For this example, we'll use synthetic data to mimic credit card transactions. In a real scenario, you would load your actual dataset here.

In [None]:
# Create a synthetic dataset
def create_synthetic_data(n_samples=10000, n_features=10, fraud_ratio=0.01):
    """
    Create a synthetic dataset to mimic credit card transactions.
    
    Parameters:
    - n_samples: Number of transactions
    - n_features: Number of features (will be named V1, V2, etc.)
    - fraud_ratio: Ratio of fraudulent transactions
    """
    # Create feature names
    feature_names = [f'V{i+1}' for i in range(n_features)]
    
    # Generate non-fraudulent transactions (normally distributed)
    n_non_fraud = int(n_samples * (1 - fraud_ratio))
    non_fraud_data = np.random.normal(0, 1, size=(n_non_fraud, n_features))
    non_fraud_labels = np.zeros(n_non_fraud)
    
    # Generate fraudulent transactions (different distribution)
    n_fraud = int(n_samples * fraud_ratio)
    fraud_data = np.random.normal(-2, 2, size=(n_fraud, n_features))
    fraud_labels = np.ones(n_fraud)
    
    # Combine the data
    X = np.vstack([non_fraud_data, fraud_data])
    y = np.hstack([non_fraud_labels, fraud_labels])
    
    # Shuffle the data
    idx = np.random.permutation(len(y))
    X, y = X[idx], y[idx]
    
    # Create a DataFrame
    df = pd.DataFrame(X, columns=feature_names)
    df['Class'] = y.astype(int)
    
    return df

# Create the dataset
data = create_synthetic_data(n_samples=10000, n_features=10, fraud_ratio=0.01)

# Display the first few rows
data.head()

In [None]:
# Explore class distribution
class_stats = calculate_class_distribution(data['Class'])

# Display statistics
for key, value in class_stats.items():
    print(f"{key}: {value}")

# Plot the class distribution
plt.figure(figsize=(8, 6))
sns.countplot(x='Class', data=data)
plt.title('Class Distribution')
plt.xlabel('Class (0: Non-Fraud, 1: Fraud)')
plt.ylabel('Count')
plt.yscale('log')  # Log scale for better visualization
plt.grid(True, alpha=0.3)
plt.show()

## 2. Preprocess the Data

Next, we'll prepare our data for modeling.

In [None]:
# Preprocess the data
X, y = preprocess_data(data, target_col='Class')

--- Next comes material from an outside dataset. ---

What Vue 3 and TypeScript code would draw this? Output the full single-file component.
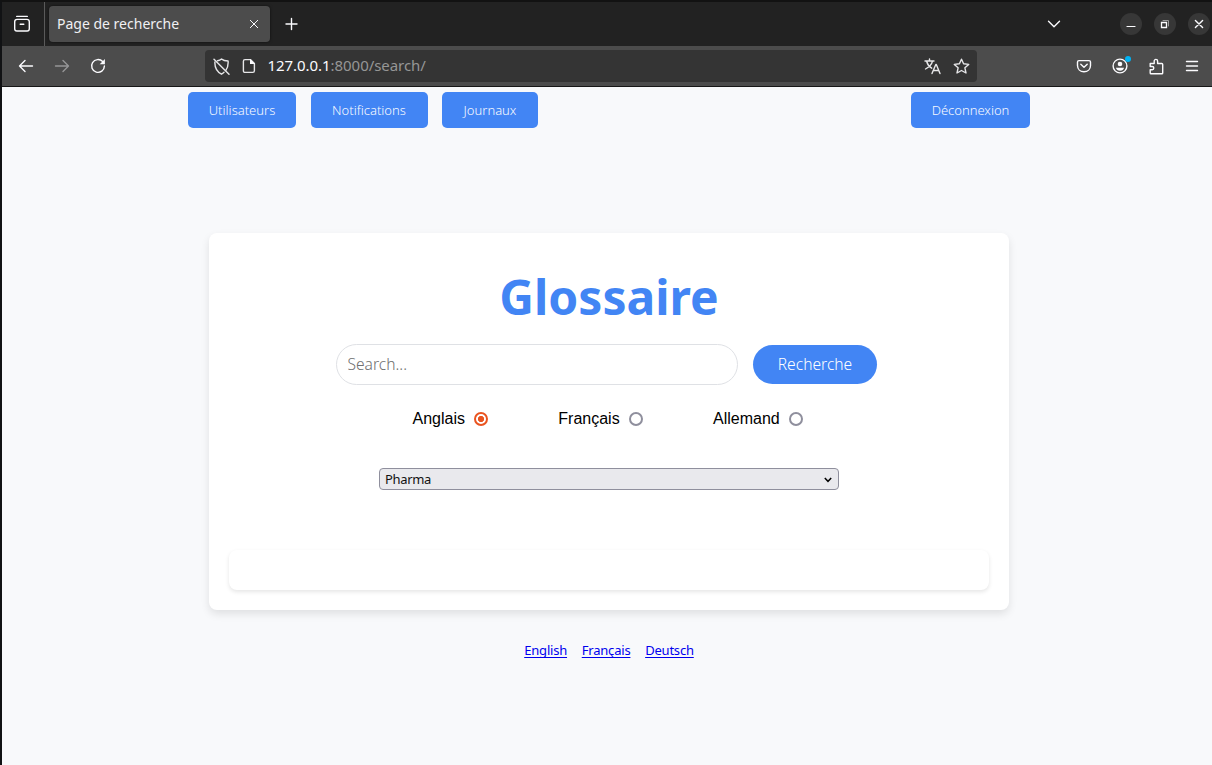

# Check the processed data
print("Features shape:", X.shape)
print("Target shape:", y.shape)
X.head()

## 3. Train and Evaluate Models

Now we'll train various models to detect fraud and evaluate their performance.

In [None]:
# Initialize our fraud detector
detector = FraudDetector(random_state=42)

# Split the data
X_train, X_test, y_train, y_test = detector.prepare_data(X, y)

# Train the baseline model
baseline_model = detector.train_baseline_model(X_train, y_train)

# Train model with SMOTE
smote_model = detector.train_smote_model(X_train, y_train)

# Train model with class weights
weighted_model = detector.train_weighted_model(X_train, y_train, weight_ratio=100)

# Train logistic regression model
logistic_model = detector.train_logistic_model(X_train, y_train)

In [None]:
# Evaluate all models
results = {}
for name, model in detector.models.items():
    results[name] = detector.evaluate_model(model, X_test, y_test)
    print(f"\n--- {name.upper()} MODEL EVALUATION ---")
    print(f"AUC: {results[name]['auc']:.4f}")
    print("\nConfusion Matrix:")
    print(results[name]['confusion_matrix'])
    print("\nClassification Report:")
    for cls in ['0', '1']:
        cr = results[name]['classification_report'][cls]
        print(f"Class {cls} - Precision: {cr['precision']:.4f}, "
              f"Recall: {cr['recall']:.4f}, "
              f"F1: {cr['f1-score']:.4f}")

## 4. Visualize Results

Let's create some visualizations to better understand our models' performance.

In [None]:
# Plot ROC curves
plot_roc_curves(results)
plt.show()

# Plot confusion matrices
plot_confusion_matrices(results)
plt.show()

# Plot normalized confusion matrices
plot_confusion_matrices(results, normalize=True)
plt.show()

In [None]:
# Plot feature importance for baseline model
importance = detector.get_feature_importance('baseline')
plt_fig, feat_df = plot_feature_importance(X.columns, importance)
plt.show()

# Display top features
feat_df.head(10)

## 5. Conclusion

This notebook demonstrated several key concepts in fraud detection:

1. **Understanding class imbalance**: We saw that fraud is typically a rare event, creating challenges for standard ML approaches.

2. **Handling imbalanced data**: We explored multiple techniques:
   - Baseline model (no special handling)
   - SMOTE for synthetic minority oversampling
   - Class weighting
   - Alternative algorithms (logistic regression)

3. **Appropriate evaluation**: We used metrics beyond accuracy:
   - ROC curves and AUC
   - Precision and recall 
   - Confusion matrices

In a real-world scenario, additional steps would include:
- Hyperparameter tuning
- More advanced feature engineering
- Deployment considerations
- Monitoring for model drift

For a production fraud detection system, you would likely combine multiple models and business rules to achieve optimal performance.